A recent article from MorningstarAdisor discusses an urban myth that mutual funds have hidden fees of 140-200 basis points (bps), which are omitted from expense ratios. In this context, the article provides the following statistics:

Over the trailing 10 years ending March 31, 2013, the average U.S. large-cap equity fund, on an asset-weighted basis, trails the market index by its expense ratio plus about 39 basis points. Over the past five years, this figure shrinks to 25 basis points.

This means that an average large-cap fund not only failed to earn its expenses but also subtracted value on top of them. By how much in total?

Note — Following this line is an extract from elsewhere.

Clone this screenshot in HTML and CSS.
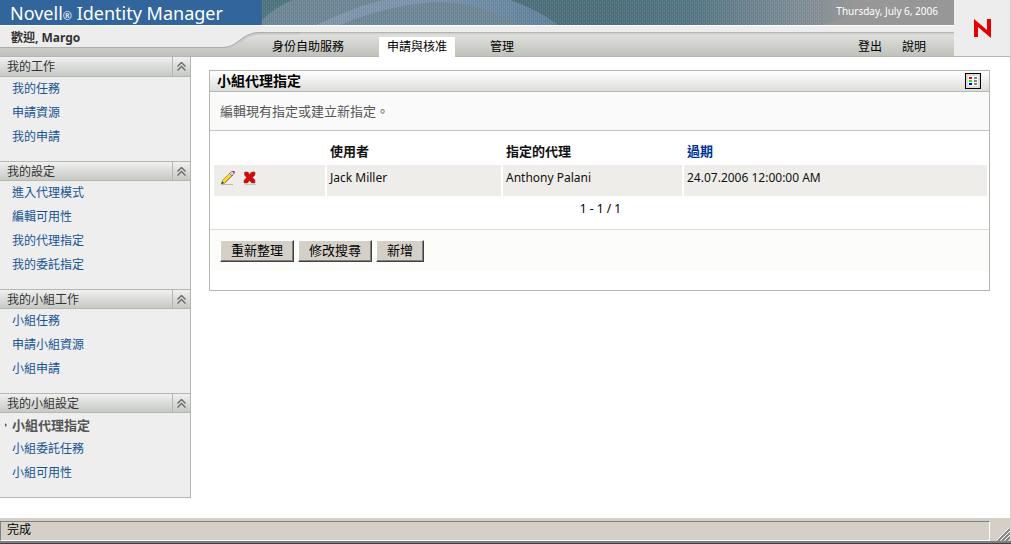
FILE: index.html
```
<!DOCTYPE html>
<html lang="zh-Hant">
<head>
<meta charset="utf-8">
<title>Novell Identity Manager</title>
<link rel="stylesheet" href="styles.css">
</head>
<body>
<svg class="defs" aria-hidden="true">
  <symbol id="collapse" viewBox="0 0 9 9"><path d="M0.5 4.5 4.5 0.5 8.5 4.5M0.5 8.5 4.5 4.5 8.5 8.5" fill="none" stroke="#666b66" stroke-width="1.4"/></symbol>
</svg>
<header class="header">
  <div class="header-main">
    <div class="banner">
      <h1 class="brand">Novell<small>®</small> Identity Manager</h1>
      <div class="banner-art">
        <svg class="art" viewBox="0 0 692 25" preserveAspectRatio="none" aria-hidden="true">
          <defs>
            <linearGradient id="sea"><stop offset="0" stop-color="#4f7680"/><stop offset=".5" stop-color="#4b707c"/><stop offset=".62" stop-color="#557785"/><stop offset=".75" stop-color="#798b96"/><stop offset=".86" stop-color="#979797"/></linearGradient>
            <linearGradient id="swoosh"><stop offset="0" stop-color="#8298ab"/><stop offset=".5" stop-color="#7b94ae"/><stop offset="1" stop-color="#5f829b"/></linearGradient>
            <pattern id="weave" width="4" height="4" patternUnits="userSpaceOnUse"><path d="M0 0h1v3h-1zM2 2h1v2h-1z" fill="#fff" opacity=".1"/><path d="M1 0h1v2h-1zM3 1h1v3h-1z" fill="#123" opacity=".1"/></pattern>
          </defs>
          <rect width="692" height="25" fill="url(#sea)"/>
          <path d="M0 20Q12 8 30 0H248Q276 10 296 25H0Z" fill="#6e8897"/>
          <path d="M54 25Q90 8 120 0H248Q276 10 296 25H258Q220 3 180 2 130 3 78 25Z" fill="url(#swoosh)"/>
          <path d="M560 25Q600 12 640 0H692V25Z" fill="#979797"/>
          <rect width="560" height="25" fill="url(#weave)"/>
        </svg>
        <time class="date" datetime="2006-07-06">Thursday, July 6, 2006</time>
      </div>
    </div>
    <div class="bar">
      <svg class="curve" width="300" height="32" viewBox="0 0 300 32" aria-hidden="true">
        <path d="M0 1H300V7H262C238 7 240 22 222 22H0Z" fill="#ededed"/>
        <path d="M0 23.5H222C241 23.5 240 8.500 262 8.500H300" fill="none" stroke="#c9cac7" stroke-width="2"/>
        <path d="M0 22.500H222C240 22.500 239 7.500 262 7.500H300" fill="none" stroke="#adafab"/>
      </svg>
      <div class="welcome">歡迎, Margo</div>
      <nav class="tabs">
        <a href="#">身份自助服務</a>
        <a href="#" class="active">申請與核准</a>
        <a href="#">管理</a>
      </nav>
      <nav class="tools"><a href="#">登出</a><a href="#">說明</a></nav>
    </div>
  </div>
  <div class="logo">
    <svg width="17" height="19" viewBox="0 0 17 19" role="img" aria-label="Novell"><path d="M0 0 13 11V0H17V19L4 8V18H0Z" fill="#e60000"/></svg>
  </div>
</header>

<div class="body">
  <aside class="sidebar">
    <section>
      <h2><span>我的工作</span><button type="button" aria-label="收合我的工作"><svg width="9" height="9"><use href="#collapse"/></svg></button></h2>
      <ul><li><a href="#">我的任務</a></li><li><a href="#">申請資源</a></li><li><a href="#">我的申請</a></li></ul>
    </section>
    <section>
      <h2><span>我的設定</span><button type="button" aria-label="收合我的設定"><svg width="9" height="9"><use href="#collapse"/></svg></button></h2>
      <ul><li><a href="#">進入代理模式</a></li><li><a href="#">編輯可用性</a></li><li><a href="#">我的代理指定</a></li><li><a href="#">我的委託指定</a></li></ul>
    </section>
    <section>
      <h2><span>我的小組工作</span><button type="button" aria-label="收合我的小組工作"><svg width="9" height="9"><use href="#collapse"/></svg></button></h2>
      <ul><li><a href="#">小組任務</a></li><li><a href="#">申請小組資源</a></li><li><a href="#">小組申請</a></li></ul>
    </section>
    <section>
      <h2><span>我的小組設定</span><button type="button" aria-label="收合我的小組設定"><svg width="9" height="9"><use href="#collapse"/></svg></button></h2>
      <ul><li class="current"><a href="#">小組代理指定</a></li><li><a href="#">小組委託任務</a></li><li><a href="#">小組可用性</a></li></ul>
    </section>
  </aside>

  <main class="content">
    <section class="panel">
      <div class="panel-head">
        <h2>小組代理指定</h2>
        <button type="button" class="legend" aria-label="圖例">
          <svg width="10" height="10" viewBox="0 0 10 10"><rect width="10" height="10" fill="#fff"/><path d="M1 1h3v2H1z" fill="#f00"/><path d="M1 4h3v2H1z" fill="#0f0"/><path d="M1 7h3v2H1z" fill="#00f"/><path d="M6 1h3v2H6zM6 4h3v2H6zM6 7h3v2H6z" fill="#808080"/></svg>
        </button>
      </div>
      <p class="intro">編輯現有指定或建立新指定。</p>
      <div class="results">
        <table>
          <thead><tr><th class="c-act"></th><th class="c-user">使用者</th><th class="c-proxy">指定的代理</th><th><a href="#">過期</a></th></tr></thead>
          <tbody><tr>
            <td class="actions"><div>
              <button type="button" aria-label="編輯"><svg width="16" height="16" viewBox="0 0 16 16"><path d="M1 14.500H13" stroke="#b9b8b6"/><path d="M1.500 13.500 2.500 10.500 10 3 12.500 5.500 5 13Z" fill="#ffe01c" stroke="#7a6030" stroke-width=".6"/><path d="M4.500 12.500 12 5" stroke="#f09a20" stroke-width="1"/><path d="M9.500 3.500 11.500 1.500H14V3.500L12 6Z" fill="#dcd2ee" stroke="#6a5580" stroke-width=".7"/><path d="M12 1H14.500V3.500Z" fill="#a02838"/><path d="M1 14 2.500 11.500 4 13Z" fill="#333"/></svg></button>
              <button type="button" aria-label="刪除"><svg width="14" height="14" viewBox="0 0 14 14"><path d="M2 13.500H13" stroke="#c9c8c4"/><path d="M1.500 1H5L6.500 3.500 8.500 1H12V4L9.500 6.500 12 9V12H8.500L6.500 9.500 4.500 12H1V9.500L3.500 6.500 1.500 4Z" fill="#cf0a0a" stroke="#a83030" stroke-width=".5"/></svg></button>
            </div></td>
            <td>Jack Miller</td><td>Anthony Palani</td><td>24.07.2006 12:00:00 AM</td>
          </tr></tbody>
        </table>
        <p class="pager">1 - 1 / 1</p>
      </div>
      <div class="buttons">
        <button type="button">重新整理</button>
        <button type="button">修改搜尋</button>
        <button type="button">新增</button>
      </div>
    </section>
  </main>
</div>

<footer class="status">
  <div class="status-text">完成</div>
  <svg class="grip" width="13" height="13" viewBox="0 0 13 13" aria-hidden="true"><path d="M1 13 13 1M5 13 13 5M9 13 13 9" stroke="#808080" stroke-width="1.800"/><path d="M0 12 12 0M4 12 13 3M8 12 13 7" stroke="#fff"/></svg>
</footer>
</body>
</html>
```
FILE: styles.css
```
* { box-sizing: border-box; }

body {
  margin: 0;
  min-height: 100vh;
  display: flex;
  flex-direction: column;
  background: #fff;
  color: #111;
  font: 12px/16px "Noto Sans", "Noto Sans CJK TC", sans-serif;
}

h1, h2, p, ul { margin: 0; padding: 0; }
ul { list-style: none; }
a { color: inherit; text-decoration: none; }
button { font: inherit; color: inherit; cursor: pointer; }
svg { display: block; }
.defs { position: absolute; width: 0; height: 0; }

/* Header */
.header { display: flex; border-right: 1px solid #d4d0c8; }
.header-main { flex: 1; min-width: 0; }
.banner { display: flex; height: 25px; }
.brand {
  flex: 0 0 262px;
  padding-left: 10px;
  background: #31659c;
  color: #fff;
  font: 18px/26px "Noto Sans", sans-serif;
  white-space: nowrap;
}
.brand small { font-size: 11px; }
.banner-art { position: relative; flex: 1; display: flex; justify-content: flex-end; overflow: hidden; }
.art { position: absolute; inset: 0; width: 100%; height: 100%; }
.date { position: relative; padding-right: 16px; color: #fff; font-size: 10px; line-height: 22px; }
.bar {
  position: relative;
  display: flex;
  align-items: flex-end;
  height: 32px;
  border-bottom: 1px solid #b5b7b1;
  background: linear-gradient(#fff 0 1px, #ededed 1px 7px, #b5b6b4 7px 8px, #d0d1cf 8px 9px, #dfe0dd 10px, #bfc1bb 31px);
}
.curve { position: absolute; left: 0; top: 0; }
.welcome { position: relative; flex: 0 0 264px; align-self: flex-start; padding: 5px 0 0 11px; color: #333; font-weight: bold; }
.tabs { position: relative; display: flex; gap: 27px; flex: 1; color: #000; }
.tabs a { padding: 2px 8px 1px; }
.tabs .active { background: #fff; margin-bottom: -1px; }
.tools { display: flex; gap: 20px; padding: 0 28px 1px 0; color: #000; }
.logo { flex: 0 0 56px; display: flex; align-items: center; justify-content: center; border-bottom: 1px solid #b5b7b1; background: #ededed; }

/* Body */
.body { flex: 1; display: flex; align-items: flex-start; border-right: 1px solid #d4d0c8; }

.sidebar { flex: 0 0 191px; border: solid #b5b7b1; border-width: 0 1px 1px 0; background: #eee; }
.sidebar h2 {
  display: flex;
  height: 20px;
  border-bottom: 1px solid #b5b7b1;
  background: linear-gradient(#f0f0f0, #c6c9c4);
  color: #333;
  font-size: 12px;
  font-weight: normal;
  line-height: 19px;
}
.sidebar section + section h2 { border-top: 1px solid #b5b7b1; }
.sidebar h2 span { flex: 1; padding-left: 7px; }
.sidebar h2 button { display: flex; align-items: center; justify-content: center; width: 18px; padding: 0; border: 0; border-left: 1px solid #b5b7b1; background: none; }
.sidebar ul { padding-bottom: 12px; }
.sidebar li { padding-left: 12px; color: #185394; line-height: 24px; }
.sidebar .current { color: #555; font-size: 13px; font-weight: bold; padding-left: 5px; display: flex; align-items: center; gap: 5px; }
.sidebar .current::before { content: ""; border: solid transparent; border-width: 2px 0 2px 2px; border-left-color: #555; }

.content { flex: 1; min-width: 0; padding: 13px 20px 20px 18px; }
.panel { padding-bottom: 19px; border: 1px solid #b5b7b1; }
.panel-head {
  display: flex;
  align-items: center;
  justify-content: space-between;
  height: 21px;
  padding: 0 8px 0 7px;
  border-bottom: 1px solid #b5b7b1;
  background: linear-gradient(#fff, #dcdedb);
}
.panel-head h2 { color: #000; font-size: 14px; line-height: 20px; }
.legend { display: flex; align-items: center; justify-content: center; width: 16px; height: 16px; padding: 0; border: 1px solid #000; background: #dcdedb; }
.intro { padding: 10px 10px; border-bottom: 1px solid #c4c4c4; background: #fafafa; color: #555; font-size: 13px; line-height: 18px; }

.results { padding: 8px 0 12px 2px; border-bottom: 1px solid #ddd; }
table { width: 100%; border-collapse: separate; border-spacing: 2px 0; table-layout: fixed; }
th, td { padding: 0 3px; text-align: left; vertical-align: top; }
th { height: 26px; padding-top: 2px; font-size: 13px; line-height: 20px; }
th a { color: #039; }
.c-act { width: 111px; }
.c-user { width: 174px; }
.c-proxy { width: 179px; }
td { height: 31px; padding-top: 5px; background: #eeede9; }
.actions div { display: flex; gap: 7px; padding-left: 3px; }
.actions button { display: flex; align-items: center; padding: 0; border: 0; background: none; }
.pager { padding-top: 5px; color: #000; text-align: center; }

.buttons { display: flex; gap: 4px; padding: 10px 10px 9px; background: #fcfcfa; }
.buttons button {
  height: 22px;
  padding: 0 10px 2px;
  border: 1px solid;
  border-color: #fff #404040 #404040 #fff;
  box-shadow: inset -1px -1px #808080;
  background: #d4d0c8;
  color: #000;
  font-size: 13px;
  line-height: 18px;
}

/* Status bar */
.status { display: flex; align-items: flex-end; height: 26px; padding: 2px 1px 3px 0; background: linear-gradient(#d4d0c8 0 23px, #808080 23px 25px, #404040 25px); }
.status-text { flex: 1; height: 20px; margin-right: 7px; padding-left: 6px; border: 1px solid; border-color: #808080 #fff #fff #808080; color: #000; }
```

The Investment Company Institute’s report provides the following asset-weighted statistics of expense ratios for equity funds:

All Funds Actively-Managed Funds Index Funds
2003 100 bps 110 bps 25 bps
2008 83 94 17
2012 77 92 13
10-Year Average 87 98 18
5-Year Average 82 95 15

So, an average large-cap equity fund subtracted about 98 + 39 = 137 bps and 95 + 25 = 120 bps per year in the 10-year and 5-year periods, respectively. The non-asset-weighted statistics of fund expense ratios are even worse (all figures for 2012):

Equity Strategy Median Mean
Aggressive growth 137 bps 147 bps
Growth 124 131
Sector 146 153
Growth and Income 112 118
Income 112 120
International 147 155
Average 133 141

Of note here is the right skew of the expense ratio distribution (in all cases, the mean is greater than the median). This implies that some funds have very high expense ratios. Indeed the 90th percentile of equity funds has an average expense ratio of 216 bps or more, which is over 62% higher than the median of 133 bps.

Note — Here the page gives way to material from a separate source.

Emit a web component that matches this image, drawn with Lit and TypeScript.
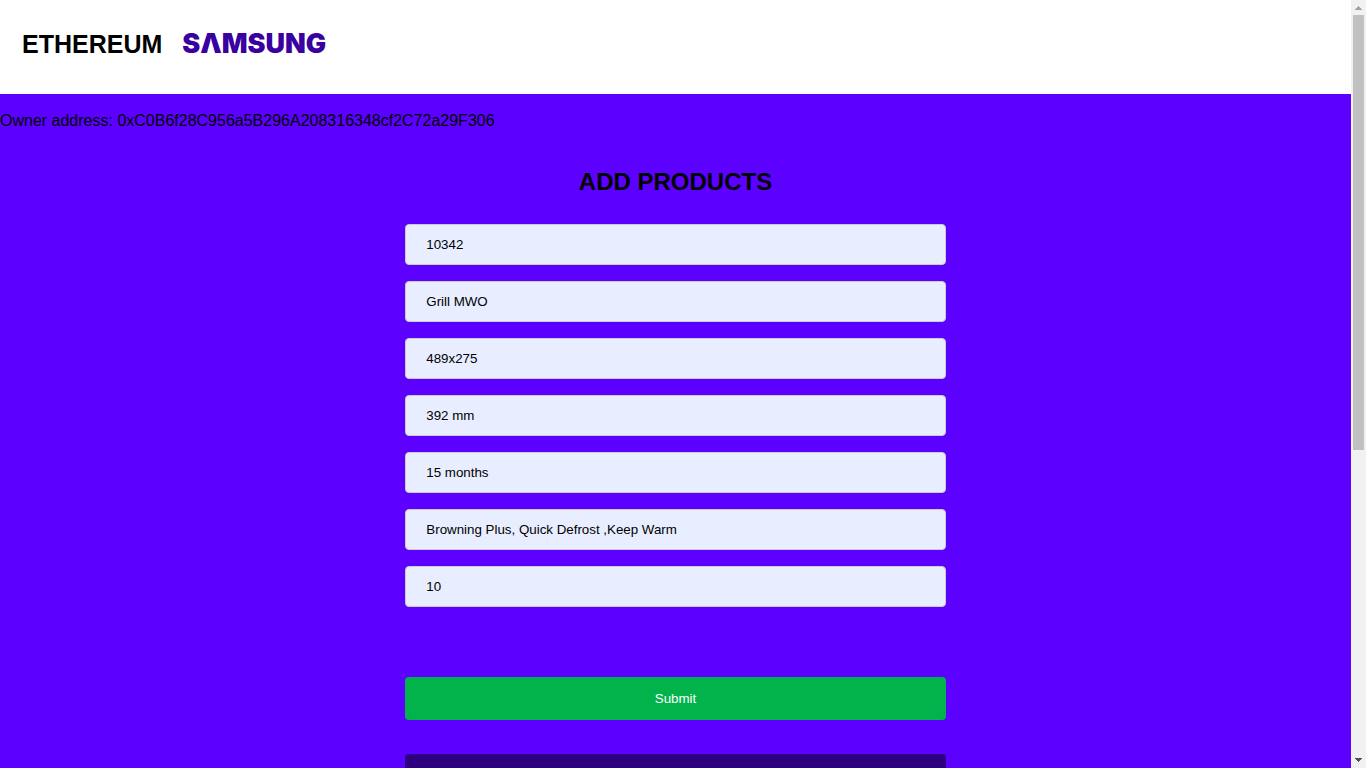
import { LitElement, html, css, svg } from "lit";
import { customElement, state } from "lit/decorators.js";

interface Field {
  name: string;
  label: string;
  value: string;
}

@customElement("app-scrollbar")
export class AppScrollbar extends LitElement {
  static styles = css`
    :host {
      display: grid;
      grid-template-rows: 15px 1fr 15px;
      background: #f1f1f1;
    }
    .arrow {
      display: block;
      width: 15px;
      height: 15px;
    }
    .thumb {
      height: 59%;
      margin: 0 2px;
      background: #c1c1c1;
    }
  `;

  render() {
    return html`
      <svg class="arrow" viewBox="0 0 15 15" shape-rendering="crispEdges" aria-hidden="true">
        ${svg`<path fill="#a3a3a3" d="M7 6h1v1h1v1h1v1h1v1H4V9h1V8h1V7h1z" />`}
      </svg>
      <div class="track"><div class="thumb"></div></div>
      <svg class="arrow" viewBox="0 0 15 15" shape-rendering="crispEdges" aria-hidden="true">
        ${svg`<path fill="#505050" d="M4 5h7v1h-1v1H9v1H8v1H7V8H6V7H5V6H4z" />`}
      </svg>
    `;
  }
}

@customElement("app-root")
export class AppRoot extends LitElement {
  static styles = css`
    :host {
      display: grid;
      grid-template-columns: 1fr 15px;
      height: 100vh;
      overflow: hidden;
      font-family: "Liberation Sans", Arial, sans-serif;
      font-size: 16px;
      color: #000;
    }
    .page {
      overflow-y: auto;
      scrollbar-width: none;
      background: #5c00ff;
    }
    .header {
      display: flex;
      align-items: center;
      gap: 20px;
      padding: 28px 22px 34px;
      background: #fff;
    }
    .brand {
      font-size: 25px;
      line-height: 32px;
      font-weight: 700;
      color: #000;
      text-decoration: none;
    }
    .logo {
      font-family: Inter, "Liberation Sans", sans-serif;
      font-size: 27px;
      line-height: 32px;
      font-weight: 900;
      color: #3a00a0;
    }
    .owner {
      margin: 0;
      padding: 18px 0 16px;
      line-height: 18px;
    }
    .title {
      margin: 0;
      padding: 22px 0 20px;
      font-size: 24px;
      line-height: 28px;
      text-align: center;
    }
    .form {
      display: flex;
      flex-direction: column;
      width: 40%;
      margin: 0 auto;
      padding: 8px 0 40px;
    }
    .fields {
      display: grid;
      gap: 16px;
      margin-bottom: 70px;
    }
    .field {
      display: block;
      box-sizing: border-box;
      width: 100%;
      height: 41px;
      padding: 12px 20px;
      border: 1px solid #ccc;
      border-radius: 4px;
      background: #e8eeff;
      color: #000;
      font-family: inherit;
    }
    .submit {
      height: 43px;
      border: none;
      border-radius: 4px;
      background: #02b34c;
      color: #fff;
      font-family: inherit;
      cursor: pointer;
    }
    .panel {
      height: 420px;
      margin-top: 34px;
      border-radius: 4px;
      background: #2c0080;
    }
  `;

  @state() private fields: Field[] = [
    { name: "id", label: "Product ID", value: "10342" },
    { name: "name", label: "Product name", value: "Grill MWO" },
    { name: "size", label: "Size", value: "489x275" },
    { name: "depth", label: "Depth", value: "392 mm" },
    { name: "warranty", label: "Warranty", value: "15 months" },
    { name: "features", label: "Features", value: "Browning Plus, Quick Defrost ,Keep Warm" },
    { name: "quantity", label: "Quantity", value: "10" },
  ];

  private onSubmit(event: Event) {
    event.preventDefault();
  }

  render() {
    return html`
      <div class="page">
        <header class="header">
          <a class="brand" href="#">ETHEREUM</a>
          <span class="logo" role="img" aria-label="Samsung">SΛMSUNG</span>
        </header>
        <main>
          <p class="owner">Owner address: 0xC0B6f28C956a5B296A208316348cf2C72a29F306</p>
          <h2 class="title">ADD PRODUCTS</h2>
          <form class="form" @submit=${this.onSubmit}>
            <div class="fields">
              ${this.fields.map(
                (field) => html`
                  <input class="field" type="text" name=${field.name} aria-label=${field.label} .value=${field.value} />
                `,
              )}
            </div>
            <button class="submit" type="submit">Submit</button>
            <div class="panel"></div>
          </form>
        </main>
      </div>
      <app-scrollbar></app-scrollbar>
    `;
  }
}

Apparently, all this was not lost on he California Public Employees’ Retirement System (CalPERS), which this week decided to replace actively-managed strategies with passive ones even for asset classes other than equities:

The $1.64 billion defined-contribution plans, including the $1.1 billion 457 plan, will be adding passively managed U.S. equity, international equity, short-term-bond, intermediate-term-bond and real-asset strategies from State Street Global Advisors.

The investment committee elected to drop actively managed U.S. small- and midcap value and growth strategies managed by The Boston Co. Asset Management LLC, international equity managed by Pyramis Global Advisors, short-term bond managed by Pacific Investment Management Co. LLC, and intermediate and Treasury inflation-protected securities strategies managed in-house.

Fees for the funds will drop to 6 basis points, from 52, because of the change.

Evidently, even with an average expense ratios of 52 bps (which is close to the 10th percentile for actively-managed funds), original strategies failed to earn their keep.